Instructions for the task: Your task is to retype the lines from the opening of the material through the line that includes "const headers = ['Gain". Do not copy the pictures.

──────── Supplied data

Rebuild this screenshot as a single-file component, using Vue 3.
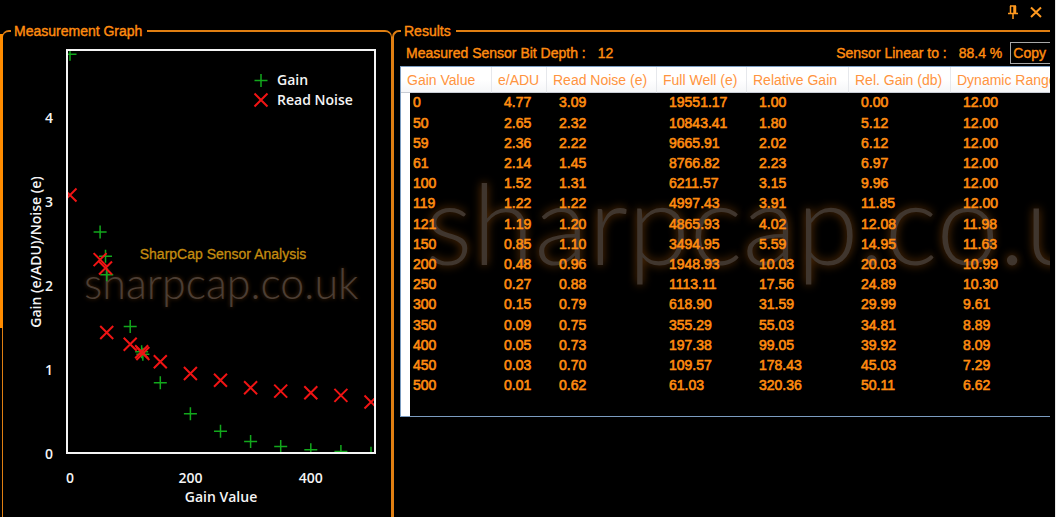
<script setup>
const headers = ['Gain Value', 'e/ADU', 'Read Noise (e)', 'Full Well (e)', 'Relative Gain', 'Rel. Gain (db)', 'Dynamic Range']

const rows = [
  ['0', '4.77', '3.09', '19551.17', '1.00', '0.00', '12.00'],
  ['50', '2.65', '2.32', '10843.41', '1.80', '5.12', '12.00'],
  ['59', '2.36', '2.22', '9665.91', '2.02', '6.12', '12.00'],
  ['61', '2.14', '1.45', '8766.82', '2.23', '6.97', '12.00'],
  ['100', '1.52', '1.31', '6211.57', '3.15', '9.96', '12.00'],
  ['119', '1.22', '1.22', '4997.43', '3.91', '11.85', '12.00'],
  ['121', '1.19', '1.20', '4865.93', '4.02', '12.08', '11.98'],
  ['150', '0.85', '1.10', '3494.95', '5.59', '14.95', '11.63'],
  ['200', '0.48', '0.96', '1948.93', '10.03', '20.03', '10.99'],
  ['250', '0.27', '0.88', '1113.11', '17.56', '24.89', '10.30'],
  ['300', '0.15', '0.79', '618.90', '31.59', '29.99', '9.61'],
  ['350', '0.09', '0.75', '355.29', '55.03', '34.81', '8.89'],
  ['400', '0.05', '0.73', '197.38', '99.05', '39.92', '8.09'],
  ['450', '0.03', '0.70', '109.57', '178.43', '45.03', '7.29'],
  ['500', '0.01', '0.62', '61.03', '320.36', '50.11', '6.62'],
]

const xOf = (gain) => 70 + gain * 0.602
const yOf = (value) => 454 - value * 83.8

const points = rows.map((r) => ({
  gain: Number(r[0]),
  x: xOf(Number(r[0])),
  yGain: yOf(Number(r[1])),
  yNoise: yOf(Number(r[2])),
}))
const yTicks = [0, 1, 2, 3, 4]
const xTicks = [0, 200, 400]
</script>

<template>
  <main class="window">
    <header class="titlebar">
      <button class="tool" type="button" aria-label="Pin panel">
        <svg width="10" height="14" viewBox="0 0 10 14">
          <path d="M2 1h6M2.500 1v7M6 1v7M7.500 1v7M0 8.500h10M5 9v5" fill="none" stroke="currentColor" stroke-width="1.500" />
        </svg>
      </button>
      <button class="tool" type="button" aria-label="Close panel">
        <svg width="12" height="12" viewBox="0 0 12 12">
          <path d="M1 1.500l10 9.500M11 1.500L1 11" fill="none" stroke="currentColor" stroke-width="2" />
        </svg>
      </button>
    </header>

    <div class="panels">
      <fieldset class="group graph">
        <legend>Measurement Graph</legend>
        <svg class="chart" viewBox="3 39 388 478" role="img" aria-label="Gain and read noise by gain value">
          <defs>
            <clipPath id="plot-area"><rect x="68" y="51" width="306" height="401" /></clipPath>
          </defs>

          <text class="mark" x="84" y="299">sharpcap.co.uk</text>
          <text class="caption" x="223" y="259">SharpCap Sensor Analysis</text>

          <g clip-path="url(#plot-area)">
            <path
              v-for="p in points" :key="'g' + p.gain" class="plus"
              :d="`M${p.x - 6.5} ${p.yGain}h13M${p.x} ${p.yGain - 6.5}v13`"
            />
            <path
              v-for="p in points" :key="'n' + p.gain" class="cross"
              :d="`M${p.x - 6.5} ${p.yNoise - 6.5}l13 13m0 -13l-13 13`"
            />
          </g>
          <rect class="frame" x="67" y="50" width="308" height="403" />

          <path class="plus" d="M254.500 80.500h13M261 74v13" />
          <path class="cross" d="M254.500 93.500l13 13m0 -13l-13 13" />
          <text class="label" x="277" y="85">Gain</text>
          <text class="label" x="277" y="105">Read Noise</text>

          <text v-for="t in yTicks" :key="'y' + t" class="label mid" x="49" :y="459 - t * 84">{{ t }}</text>
          <text v-for="t in xTicks" :key="'x' + t" class="label mid" :x="xOf(t)" y="483">{{ t }}</text>
          <text class="label mid" x="221" y="502">Gain Value</text>
          <text class="label mid" transform="translate(41 252) rotate(-90)">Gain (e/ADU)/Noise (e)</text>
        </svg>
      </fieldset>

      <fieldset class="group results">
        <legend>Results</legend>
        <div class="summary">
          <span>Measured Sensor Bit Depth :</span>
          <span class="value">12</span>
          <span class="linear">Sensor Linear to :</span>
          <span class="value">88.4 %</span>
          <button class="copy" type="button">Copy</button>
        </div>
        <div class="grid">
          <div class="bigmark" aria-hidden="true">sharpcap.co.uk</div>
          <table>
            <colgroup>
              <col class="c-gain"><col class="c-adu"><col class="c-noise"><col class="c-well">
              <col class="c-rel"><col class="c-rel-db"><col class="c-range">
            </colgroup>
            <thead>
              <tr><th v-for="h in headers" :key="h" scope="col">{{ h }}</th></tr>
            </thead>
            <tbody>
              <tr v-for="r in rows" :key="r[0]">
                <td v-for="(c, i) in r" :key="i">{{ c }}</td>
              </tr>
            </tbody>
          </table>
        </div>
      </fieldset>
    </div>
  </main>
</template>

<style>
body {
  background: #000;
}
</style>

<style scoped>
.window {
  position: relative;
  display: flex;
  flex-direction: column;
  box-sizing: border-box;
  height: 100vh;
  padding-right: 5px;
  border-right: 1px solid #e8e8e8;
  overflow: hidden;
  background: #000;
  color: #ff8c10;
  font: 14px/16px "Liberation Sans", Arial, sans-serif;
}
.window::before {
  content: "";
  position: absolute;
  left: 0;
  top: 34px;
  width: 3px;
  height: 294px;
  background: #ff8c00;
}
.titlebar {
  display: flex;
  justify-content: flex-end;
  align-items: center;
  gap: 12px;
  height: 23px;
  padding-right: 8px;
}
.tool {
  display: flex;
  padding: 0;
  border: 0;
  background: none;
  color: #ff9a20;
}
.panels {
  flex: 1;
  display: grid;
  grid-template-columns: 392fr 658fr;
  min-height: 0;
}
.group {
  box-sizing: border-box;
  min-width: 0;
  margin: 0;
  padding: 0;
  border: 1px solid #e07f12;
  border-top-width: 2px;
  border-bottom: 0;
}
.graph {
  margin-left: 2px;
  border-radius: 7px 7px 0 0;
}
.results {
  border-left-width: 2px;
  border-right: 0;
  border-radius: 7px 0 0 0;
  overflow: hidden;
}
legend {
  margin-left: 8px;
  padding: 0 5px 0 3px;
  -webkit-text-stroke: 0.4px currentColor;
}
.results legend {
  margin-left: 7px;
}
.chart {
  display: block;
  width: 100%;
}
.frame {
  fill: none;
  stroke: #f4f4f4;
  stroke-width: 2;
}
.plus {
  fill: none;
  stroke: #12a81c;
  stroke-width: 1.5;
}
.cross {
  fill: none;
  stroke: #f01414;
  stroke-width: 2;
}
.label {
  fill: #f4f4f4;
  font: 600 14px "Open Sans", sans-serif;
}
.mid {
  text-anchor: middle;
}
.caption {
  fill: #c48c10;
  stroke: #c48c10;
  stroke-width: 0.3px;
  text-anchor: middle;
}
.mark {
  fill: #4c3e34;
  font: 300 43px Lato, sans-serif;
  text-shadow: 0 0 4px #4a2808;
}
.summary {
  display: flex;
  align-items: center;
  height: 27px;
  padding-left: 12px;
  white-space: nowrap;
  -webkit-text-stroke: 0.4px currentColor;
}
.value {
  margin-left: 12px;
}
.linear {
  margin-left: auto;
}
.copy {
  height: 22px;
  margin-left: 8px;
  padding: 0 4px 0 2px;
  border: 1px solid #a8a8a8;
  border-right: 0;
  background: #000;
  color: inherit;
  font: inherit;
  -webkit-text-stroke: 0.4px currentColor;
}
.grid {
  position: relative;
  margin-left: 6px;
  padding-bottom: 20px;
  border: 1px solid #7b9cc0;
  border-right: 0;
  overflow: hidden;
  background: linear-gradient(90deg, #fff 9px, #000 9px);
}
.bigmark {
  position: absolute;
  left: 24px;
  top: 95px;
  color: #40362e;
  font: 300 112px/120px Lato, sans-serif;
  text-shadow: 0 0 10px #6a3808;
}
table {
  position: relative;
  width: 660px;
  table-layout: fixed;
  border-collapse: separate;
  border-spacing: 0;
}
.c-gain { width: 91px; }
.c-adu { width: 55px; }
.c-noise { width: 110px; }
.c-well { width: 90px; }
.c-rel { width: 102px; }
.c-rel-db { width: 102px; }
.c-range { width: 110px; }
th {
  box-sizing: border-box;
  height: 26px;
  padding: 0 0 0 6px;
  border-right: 1px solid #e6e8ec;
  border-bottom: 1px solid #c8ccd4;
  background: linear-gradient(#fff 50%, #f5f6f8);
  color: #ff9440;
  font-weight: 400;
  text-align: left;
  white-space: nowrap;
}
td {
  box-sizing: border-box;
  height: 20px;
  padding: 0 0 3px 12px;
  -webkit-text-stroke: 0.6px currentColor;
}
tbody tr:nth-child(5n + 1) td {
  height: 21px;
}
</style>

────────────────

Result for this exercise:
Rebuild this screenshot as a single-file component, using Vue 3.
<script setup>
const headers = ['Gain Value', 'e/ADU', 'Read Noise (e)', 'Full Well (e)', 'Relative Gain', 'Rel. Gain (db)', 'Dynamic Range']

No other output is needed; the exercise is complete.